Explosions in Transnistria fuel fears Ukraine war could spread
Authorities in Transnistria reported explosions this week at sites including state security headquarters and radio towers used to broadcast Russian-language news.
The big picture: Transnistria, a breakaway republic that governs a narrow strip of territory on the border with Ukraine, is an international anomaly dating to the breakup of the Soviet Union. It is aligned with Russia and hosts 1,500 Russian troops, but it's internationally recognized as part of Moldova and uses some Moldovan public services.
- After the explosions, the separatist government accused Ukrainian saboteurs, Ukraine accused Russia of a false flag operation, Moldova blamed “pro-war forces” within Transnistria, and the Pentagon admitted that it didn’t know who was responsible.
- Moldova, which has a tiny army, a pro-EU government and an acute reliance on Russia, particularly for energy, is concerned.
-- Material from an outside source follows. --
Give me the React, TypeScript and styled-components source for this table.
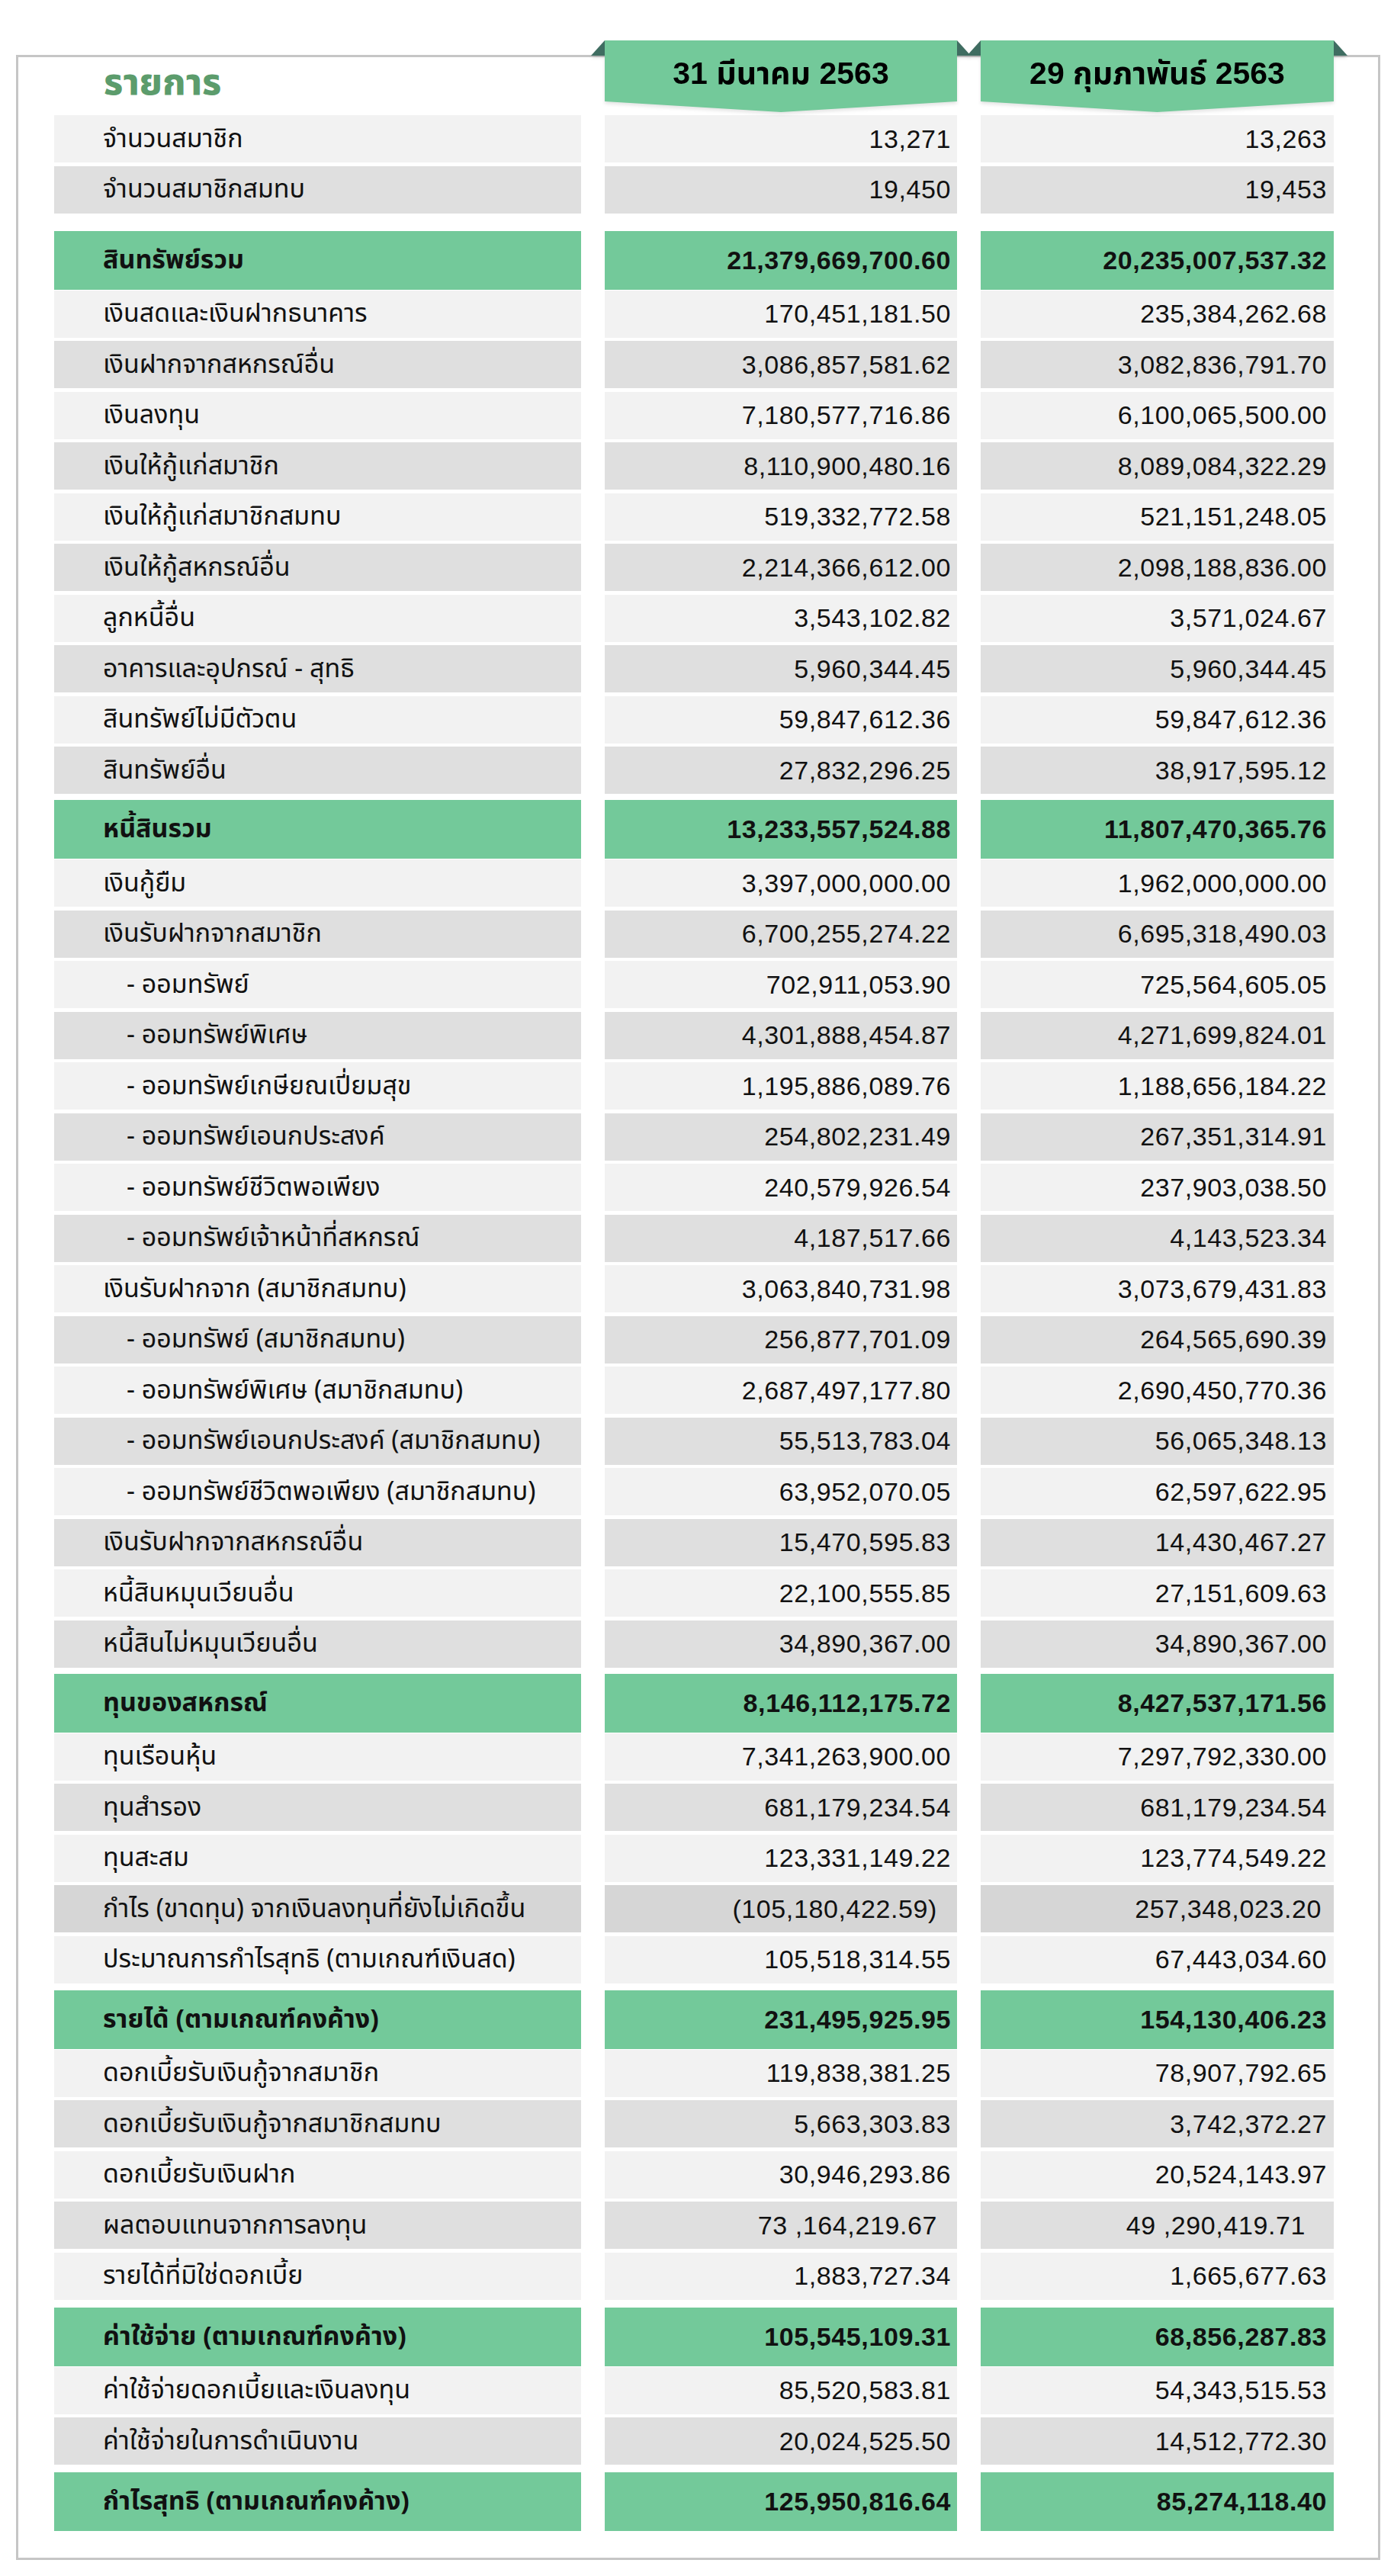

- "We condemn any challenges and attempts to lure the Republic of Moldova into actions that could jeopardize peace in the country," President Maia Sandu said Tuesday. She also accused Russia of using various means to try to destabilize Moldova.
The backdrop: This all happened days after a Russian general said Russia aimed to take all of southern Ukraine to link up with Transnistria.
- That doesn’t currently look militarily feasible, but as the war continues, the situation in Transnistria will bear watching.